Using optical coherence tomography (OCT), a cutting-edge imaging technique that produces high-resolution cross-sectional scans of the retina, Mount Sinai researchers examined 126 patients with AMD. Patients also filled out health history questionnaires that asked about things like heart disease and stroke.

Among the study participants, 62 had SDD and 64 had drusen; 51 of the 126 patients overall (or 40%) disclosed having cardiovascular disease or a history of stroke, and the majority (66%) of those individuals had SDD. Comparatively few (19%) of the 75 individuals without a history of heart disease or stroke had SDD.

According to statistics, SDD was three times more likely to occur in patients with cardiovascular illness or stroke than in those without.

The researchers hypothesized that the underlying cardiac and vascular disease probably impairs blood flow in the eye, resulting in SDDs beneath the retina and eventually causing vision loss and blindness.

They “believe poor ocular circulation that causes SDDs is a manifestation of underlying vascular disease,” adds author Jagat Narula. 

This has important effects on public health and can make it easier to screen the population and find diseases.

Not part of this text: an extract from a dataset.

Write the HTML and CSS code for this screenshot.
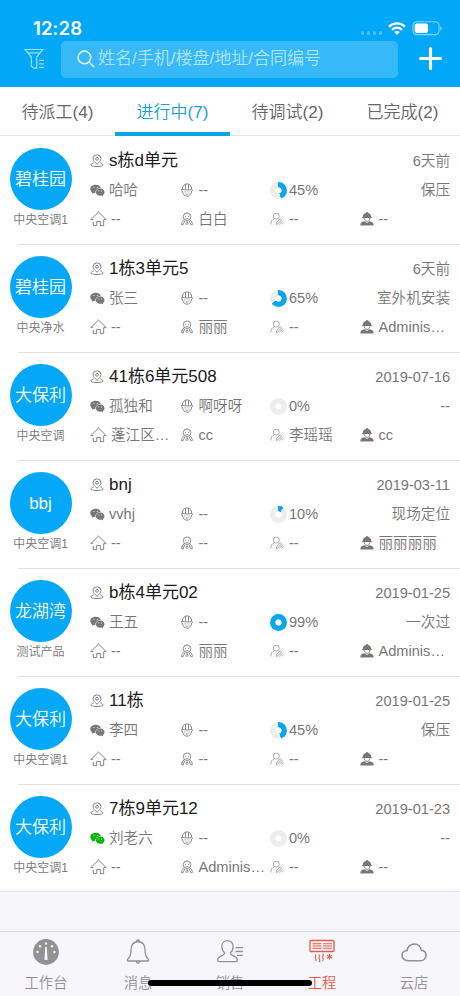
FILE: index.html
```html
<!DOCTYPE html>
<html lang="zh-CN">
<head>
<meta charset="utf-8">
<meta name="viewport" content="width=device-width, initial-scale=1">
<title>工程</title>
<link rel="stylesheet" href="styles.css">
</head>
<body>
<svg class="sprite" aria-hidden="true">
  <symbol id="pin" viewBox="0 0 14 14"><path d="M7 10.300C5.200 8.300 3 6.800 3 4.800a4 4 0 0 1 8 0C11 6.800 8.800 8.300 7 10.300Z"/><circle cx="7" cy="4.800" r="1.400"/><path d="M3.800 8.800C2 9.300 1 10.200 1 10.900c0 1 2.700 1.600 6 1.600s6-.600 6-1.600c0-.700-1-1.600-2.800-2.100"/></symbol>
  <symbol id="wechat" viewBox="0 0 15 13"><path fill="currentColor" stroke="none" fill-rule="evenodd" d="M5.600.8C2.500.8.300 2.700.300 5c0 1.400.700 2.500 2 3.300l-.500 1.500 1.900-.900c.6.200 1.100.2 1.700.2C5.100 6 7.400 3.900 10.700 3.900 10.200 2 8.200.8 5.600.8ZM3.900 2.900a.55.55 0 1 1 0 1.100.55.55 0 0 1 0-1.100Zm3.500 0a.55.55 0 1 1 0 1.100.55.55 0 0 1 0-1.100ZM10.200 4.500C7.700 4.500 5.900 6.200 5.900 8.200s1.900 3.600 4.300 3.600c.5 0 1-.1 1.500-.2l1.500.8-.4-1.300c1.100-.800 1.700-1.700 1.700-2.900 0-2-1.900-3.700-4.300-3.700ZM8.800 6.400a.5.5 0 1 1 0 1 .5.5 0 0 1 0-1Zm2.800 0a.5.5 0 1 1 0 1 .5.5 0 0 1 0-1Z"/></symbol>
  <symbol id="house" viewBox="0 0 17 16"><path d="M3.300 8.600H.8L8.500 1l7.700 7.600h-2.500v6h-3.400v-4.200H6.700v4.200H3.300V11"/></symbol>
  <symbol id="helmet" viewBox="0 0 14 15"><path d="M2 6.500C2 3.300 4.200.9 7 .9s5 2.400 5 5.600M1.600 6.700c3.500 1 7.300 1 10.800 0 .9.400.7 1.600-.2 1.900M1.600 6.700c-.9.400-.7 1.600.2 1.900M2 8.300c.2 3.300 2.300 5.900 5 5.900s4.800-2.600 5-5.900M5.400 1.300v5.900M8.600 1.300v5.900M4.300 9.600h1.200M8.500 9.600h1.200M5.400 11.600c1 .6 2.200.6 3.200 0"/></symbol>
  <symbol id="designer" viewBox="0 0 14 15"><circle cx="7" cy="5" r="4"/><path d="M4.900 4.600h1M8.100 4.600h1M5.400 6.600c1 .8 2.200.8 3.200 0M4.300 8.200C2.500 9.200 1.300 11 1.300 13.600h1.600L4.800 9.100M9.700 8.200c1.800 1 3 2.800 3 5.400h-1.600L9.200 9.100M7 9.100v1.700"/><circle cx="7" cy="12.100" r="1.200"/></symbol>
  <symbol id="sign" viewBox="0 0 15 14"><circle cx="6.800" cy="3.900" r="3.200"/><path d="M4.900 6.600C2.500 7.400 1 9.500.8 12.900M8.800 6.600l.9.700M6.600 12.900l.4-1.900 3.900-4.300 1.500 1.200-4.100 4.400-1.700.6ZM10 12.900l3.700-4.100M12.600 12.700l1.700-2.200"/></symbol>
  <symbol id="worker" viewBox="0 0 14 14"><path fill="currentColor" stroke="none" d="M2.700 5C2.800 2.600 4.300 1.200 5.700.9L6 .3h2l.3.600C9.700 1.200 11.200 2.600 11.300 5h.5v.9H2.200V5ZM.3 13.500C.3 10.700 1.500 9.800 4.500 9.200L7 11l2.500-1.800c3 .6 4.200 1.500 4.200 4.300Z"/><path d="M4 5.800c.1 2 1.300 3.600 3 3.600s2.900-1.600 3-3.600"/></symbol>
</svg>

<header class="top">
  <div class="status">
    <span class="time">12:28</span>
    <div class="signals">
      <span class="dots"><i></i><i></i><i></i><i></i></span>
      <svg class="wifi" viewBox="0 0 18 13"><path fill="none" stroke="#fff" stroke-width="2.400" d="M1 4.700c4.500-4.400 11.500-4.400 16 0M4 7.800c2.900-2.700 7.100-2.700 10 0"/><path fill="#fff" d="M6.200 10c1.600-1.500 4-1.500 5.600 0L9 12.900Z"/></svg>
      <svg class="battery" viewBox="0 0 31 15"><rect x="1" y=".8" width="26" height="12.800" rx="3.600" fill="none" stroke="#8bd4fb" stroke-width="1.100"/><rect x="2.700" y="2.500" width="13.300" height="9.400" rx="1.800" fill="#fff"/><path fill="#8bd4fb" d="M28.400 5c1.800.6 1.800 3.800 0 4.400Z"/></svg>
    </div>
  </div>
  <div class="tools">
    <svg class="filter" viewBox="0 0 22 22"><path d="M1.200 1.500h17.600L12.700 9v11.200H9.500L7.300 18V9L1.200 1.500ZM4.500 4.800h11M15.200 12.300H20M15.200 15.800H20M15.200 19.300H20"/></svg>
    <div class="search">
      <svg viewBox="0 0 18 18"><circle cx="7.400" cy="7.400" r="6.300"/><path d="m12 12 5 5"/></svg>
      <span>姓名/手机/楼盘/地址/合同编号</span>
    </div>
    <svg class="plus" viewBox="0 0 22 22"><path d="M11 1.500v19M1.500 11h19"/></svg>
  </div>
</header>

<nav class="tabs">
  <span>待派工(4)</span><span class="on">进行中(7)</span><span>待调试(2)</span><span>已完成(2)</span>
</nav>

<main class="list">
  <article class="row">
    <div class="who"><b>碧桂园</b><small>中央空调1</small></div>
    <div class="info">
      <div class="line head"><h2><svg><use href="#pin"/></svg>s栋d单元</h2><time>6天前</time></div>
      <div class="line"><span><svg class="chat"><use href="#wechat"/></svg><em>哈哈</em></span><span><svg><use href="#helmet"/></svg><em>--</em></span><span><i class="ring" style="--p:45%"></i><em>45%</em></span><span class="stage">保压</span></div>
      <div class="line"><span><svg class="home"><use href="#house"/></svg><em>--</em></span><span><svg><use href="#designer"/></svg><em>白白</em></span><span><svg class="thin"><use href="#sign"/></svg><em>--</em></span><span><svg><use href="#worker"/></svg><em>--</em></span></div>
    </div>
  </article>
  <article class="row">
    <div class="who"><b>碧桂园</b><small>中央净水</small></div>
    <div class="info">
      <div class="line head"><h2><svg><use href="#pin"/></svg>1栋3单元5</h2><time>6天前</time></div>
      <div class="line"><span><svg class="chat"><use href="#wechat"/></svg><em>张三</em></span><span><svg><use href="#helmet"/></svg><em>--</em></span><span><i class="ring" style="--p:65%"></i><em>65%</em></span><span class="stage">室外机安装</span></div>
      <div class="line"><span><svg class="home"><use href="#house"/></svg><em>--</em></span><span><svg><use href="#designer"/></svg><em>丽丽</em></span><span><svg class="thin"><use href="#sign"/></svg><em>--</em></span><span><svg><use href="#worker"/></svg><em>Adminis…</em></span></div>
    </div>
  </article>
  <article class="row">
    <div class="who"><b>大保利</b><small>中央空调</small></div>
    <div class="info">
      <div class="line head"><h2><svg><use href="#pin"/></svg>41栋6单元508</h2><time>2019-07-16</time></div>
      <div class="line"><span><svg class="chat"><use href="#wechat"/></svg><em>孤独和</em></span><span><svg><use href="#helmet"/></svg><em>啊呀呀</em></span><span><i class="ring" style="--p:0%"></i><em>0%</em></span><span class="stage">--</span></div>
      <div class="line"><span><svg class="home"><use href="#house"/></svg><em>蓬江区…</em></span><span><svg><use href="#designer"/></svg><em>cc</em></span><span><svg class="thin"><use href="#sign"/></svg><em>李瑶瑶</em></span><span><svg><use href="#worker"/></svg><em>cc</em></span></div>
    </div>
  </article>
  <article class="row">
    <div class="who"><b>bbj</b><small>中央空调1</small></div>
    <div class="info">
      <div class="line head"><h2><svg><use href="#pin"/></svg>bnj</h2><time>2019-03-11</time></div>
      <div class="line"><span><svg class="chat"><use href="#wechat"/></svg><em>vvhj</em></span><span><svg><use href="#helmet"/></svg><em>--</em></span><span><i class="ring" style="--p:10%"></i><em>10%</em></span><span class="stage">现场定位</span></div>
      <div class="line"><span><svg class="home"><use href="#house"/></svg><em>--</em></span><span><svg><use href="#designer"/></svg><em>--</em></span><span><svg class="thin"><use href="#sign"/></svg><em>--</em></span><span><svg><use href="#worker"/></svg><em>丽丽丽丽</em></span></div>
    </div>
  </article>
  <article class="row">
    <div class="who"><b>龙湖湾</b><small>测试产品</small></div>
    <div class="info">
      <div class="line head"><h2><svg><use href="#pin"/></svg>b栋4单元02</h2><time>2019-01-25</time></div>
      <div class="line"><span><svg class="chat"><use href="#wechat"/></svg><em>王五</em></span><span><svg><use href="#helmet"/></svg><em>--</em></span><span><i class="ring" style="--p:99%"></i><em>99%</em></span><span class="stage">一次过</span></div>
      <div class="line"><span><svg class="home"><use href="#house"/></svg><em>--</em></span><span><svg><use href="#designer"/></svg><em>丽丽</em></span><span><svg class="thin"><use href="#sign"/></svg><em>--</em></span><span><svg><use href="#worker"/></svg><em>Adminis…</em></span></div>
    </div>
  </article>
  <article class="row">
    <div class="who"><b>大保利</b><small>中央空调1</small></div>
    <div class="info">
      <div class="line head"><h2><svg><use href="#pin"/></svg>11栋</h2><time>2019-01-25</time></div>
      <div class="line"><span><svg class="chat"><use href="#wechat"/></svg><em>李四</em></span><span><svg><use href="#helmet"/></svg><em>--</em></span><span><i class="ring" style="--p:45%"></i><em>45%</em></span><span class="stage">保压</span></div>
      <div class="line"><span><svg class="home"><use href="#house"/></svg><em>--</em></span><span><svg><use href="#designer"/></svg><em>--</em></span><span><svg class="thin"><use href="#sign"/></svg><em>--</em></span><span><svg><use href="#worker"/></svg><em>--</em></span></div>
    </div>
  </article>
  <article class="row">
    <div class="who"><b>大保利</b><small>中央空调1</small></div>
    <div class="info">
      <div class="line head"><h2><svg><use href="#pin"/></svg>7栋9单元12</h2><time>2019-01-23</time></div>
      <div class="line"><span><svg class="chat green"><use href="#wechat"/></svg><em>刘老六</em></span><span><svg><use href="#helmet"/></svg><em>--</em></span><span><i class="ring" style="--p:0%"></i><em>0%</em></span><span class="stage">--</span></div>
      <div class="line"><span><svg class="home"><use href="#house"/></svg><em>--</em></span><span><svg><use href="#designer"/></svg><em>Adminis…</em></span><span><svg class="thin"><use href="#sign"/></svg><em>--</em></span><span><svg><use href="#worker"/></svg><em>--</em></span></div>
    </div>
  </article>
</main>

<footer class="bar">
  <a><svg viewBox="0 0 28 28"><circle cx="14" cy="14" r="12.900" fill="#929292" stroke="none"/><g fill="#f7f7fb" stroke="none"><circle cx="5.500" cy="14" r="1.200"/><circle cx="8" cy="8.300" r="1.200"/><circle cx="14" cy="5.500" r="1.200"/><circle cx="20" cy="8.300" r="1.200"/><circle cx="22.500" cy="14" r="1.200"/><path d="M13.200 9h1.600l.6 11a1.500 1.500 0 1 1-2.800 0Z"/></g></svg>工作台</a>
  <a><svg viewBox="0 0 28 28"><path d="M14 3.500c-5 .4-7 4-7 8.500 0 5-1 7.500-3.500 9.500-.5.800 0 1.500.9 1.500h19.200c.9 0 1.400-.7.900-1.500-2.500-2-3.500-4.500-3.500-9.500 0-4.500-2-8.100-7-8.500ZM12.600 3.300a1.400 1.400 0 0 1 2.800 0M12.300 23.300c.2 2.300 3.200 2.300 3.400 0"/></svg>消息</a>
  <a><svg viewBox="0 0 28 28"><path d="M11.500 2.700c-3.300 0-5.600 2.400-5.600 5.700 0 2.700 1 4.900 2.700 6.300.2 1.400-.5 2-2 2.600-3 1.100-5 2.100-5 4.700 0 1.200.6 1.700 1.600 1.700h16.600c1 0 1.600-.5 1.600-1.700 0-2.600-2-3.600-5-4.700-1.500-.6-2.200-1.200-2-2.600 1.700-1.400 2.700-3.600 2.700-6.300 0-3.300-2.300-5.700-5.600-5.700ZM19.500 9.700H27M19.500 13.500H27M21 17.300h6"/></svg>销售</a>
  <a class="on"><svg viewBox="0 0 28 28"><rect x="2" y="2.500" width="24" height="11" rx="1"/><path stroke-width="1.100" d="M4.500 5.700h9M4.500 8h9M4.500 10.300h9M15 5.700h9M15 8h9M15 10.300h9M7 16.500c2 1-.8 3 .9 4.500.5.800.2 1.500-.2 2M10.700 16.500c2 1.500-.8 3.500.9 5 .5.800.2 1.500-.2 2.500M14.600 15.500c2 1.500-.8 3.500.4 5 .5 1 .2 1.500-.5 2.500M21.500 16v5.500M19 17.300l5 3M24 17.300l-5 3"/></svg>工程</a>
  <a><svg viewBox="0 0 28 28"><path d="M8 22.700h12.500c3 0 5.500-2.200 5.500-5.200 0-2.700-2-4.900-4.700-5.200-.5-3.700-3.500-6.300-7-6.300-3.800 0-6.900 2.800-7.200 6.500C4.200 12.900 2 15 2 17.500c0 3 2.700 5.200 6 5.200Z" stroke-width="1.600"/></svg>云店</a>
  <div class="indicator"></div>
</footer>
</body>
</html>
```
FILE: styles.css
```css
* { box-sizing: border-box; }
body {
  margin: 0;
  width: 460px;
  height: 996px;
  overflow: hidden;
  display: flex;
  flex-direction: column;
  background: #f5f5fa;
  color: #777;
  font: 350 14.600px/20px "Liberation Sans", "Noto Sans CJK SC", sans-serif;
}
.sprite { position: absolute; width: 0; height: 0; }
svg { display: block; flex: none; fill: none; stroke: currentColor; }

.top { height: 87px; background: #02a8f8; padding-top: 17px; flex: none; }
.status {
  height: 23px;
  padding: 0 18px 0 33px;
  display: flex;
  align-items: center;
  justify-content: space-between;
  color: #fff;
}
.time { font: 600 18.500px/23px Inter, sans-serif; letter-spacing: .1px; }
.signals { display: flex; align-items: center; }
.dots { display: flex; gap: 2.500px; margin: 9px 6px 0 0; }
.dots i { width: 3.400px; height: 3.400px; border-radius: 50%; background: #4fc0fa; }
.wifi { width: 18px; height: 13px; margin-right: 6px; stroke: none; }
.battery { width: 31px; height: 15px; stroke: none; margin-right: -1px; }
.tools { display: flex; align-items: center; height: 38px; padding-left: 24px; }
.filter { width: 22px; height: 22px; color: #9bdbfc; stroke-width: 1.200; }
.search {
  width: 337px;
  height: 37px;
  margin: 0 21px 0 15px;
  padding-left: 16px;
  border-radius: 5px;
  background: #37b9f9;
  display: flex;
  align-items: center;
  gap: 3px;
  color: #b0e3fc;
  font-size: 17px;
}
.search svg { width: 18px; height: 18px; color: #e4f6fe; stroke-width: 1.500; }
.plus { width: 23px; height: 23px; color: #fff; stroke-width: 3; stroke-linecap: round; margin-top: -2px; }

.tabs {
  flex: none;
  height: 49px;
  display: grid;
  grid-template-columns: repeat(4, 1fr);
  background: #fff;
  border-bottom: 1px solid #e4e4e6;
  font-size: 17px;
  line-height: 51px;
  text-align: center;
  color: #666;
}
.tabs span { height: 49px; }
.tabs .on { color: #149fdc; border-bottom: 4px solid #0ea5e4; }

.list { flex: none; background: #fff; border-bottom: 1px solid #e8e8ec; }
.row { height: 108px; display: flex; padding: 12px 10px 0; position: relative; }
.row:last-child { height: 107px; }
.row + .row::before {
  content: "";
  position: absolute;
  top: 0;
  left: 18px;
  right: 0;
  height: 1px;
  background: #e1e1e4;
}
.who { width: 61px; margin-right: 19px; flex: none; display: flex; flex-direction: column; align-items: center; }
.who b {
  width: 62px;
  height: 62px;
  border-radius: 50%;
  background: #05a8f6;
  color: #fff;
  font-size: 17px;
  font-weight: 350;
  line-height: 63px;
  text-align: center;
}
.who small { font-size: 12px; line-height: 21px; white-space: nowrap; }
.info { flex: 1; min-width: 0; padding-top: 3px; }
.line { display: grid; grid-template-columns: repeat(4, 90px); height: 30px; align-items: center; margin-bottom: -1px; }
.head { height: 20px; margin-bottom: 4px; display: flex; justify-content: space-between; }
.head h2 { margin: 0; display: flex; align-items: center; font-size: 17px; font-weight: 400; color: #1b1b1b; }
.head svg { margin-right: 5px; }
.line span { display: flex; align-items: center; white-space: nowrap; }
.line em { font-style: normal; }
.line svg { width: 14px; height: 14px; color: #777; stroke-width: .9; }
.line span svg { margin-right: 4.500px; }
.line svg.chat { width: 15px; height: 13px; margin-right: 4px; }
.line svg.home { width: 17px; height: 16px; margin-right: 4px; }
.line svg.thin { color: #999; margin-right: 5px; }
.line svg.green { color: #0bb40b; }
.line .stage { justify-content: flex-end; }
.ring {
  width: 17px;
  height: 17px;
  margin-right: 2px;
  border-radius: 50%;
  background: radial-gradient(circle, #fff 2.800px, transparent 3.400px), conic-gradient(#0aa6ee var(--p), #ededed 0);
}

.bar {
  flex: none;
  margin-top: auto;
  height: 65px;
  border-top: 1px solid #d7d7dc;
  background: #f7f7fb;
  display: grid;
  grid-template-columns: repeat(5, 1fr);
  position: relative;
  color: #929296;
  font-size: 14.300px;
}
.bar a { display: flex; flex-direction: column; align-items: center; padding-top: 6px; }
.bar svg { width: 28px; height: 28px; margin-bottom: 7px; stroke-width: 1.300; }
.bar .on { color: #e65b4b; }
.indicator {
  position: absolute;
  left: 148px;
  top: 48px;
  width: 164px;
  height: 6px;
  border-radius: 3px;
  background: #000;
}
```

According to authors, such patients should be encouraged to see a cardiologist if they are observed at an eye clinic. SDDs, on the other hand, may become a risk factor for underlying vascular disease in asymptomatic individuals in general care or a cardiology clinic if clinically supported in prospective investigations. In the prospective studies that are currently being done, it will also be important to find out how SDDs and macrovascular diseases relate to each other in terms of time.

Blood samples were also gathered from patients, and analysis suggests that genetic risk factors, in addition to vascular reasons, may play a role in SDD cases. In particular, they discovered that in certain cases, the ARMS2 gene caused SDD without the involvement of vascular disease.

According to Richard B. Rosen, MD, Chief of the Retina Service for the Mount Sinai Health System, “this study further demonstrates that AMD is not a single condition or an isolated disease, but is often a signal of systemic malfunction which could benefit from targeted medical evaluation in addition to localized eye care.”

It advances our understanding of this terrible condition, which deprives so many people of the enjoyment of good vision in their senior years, he concludes.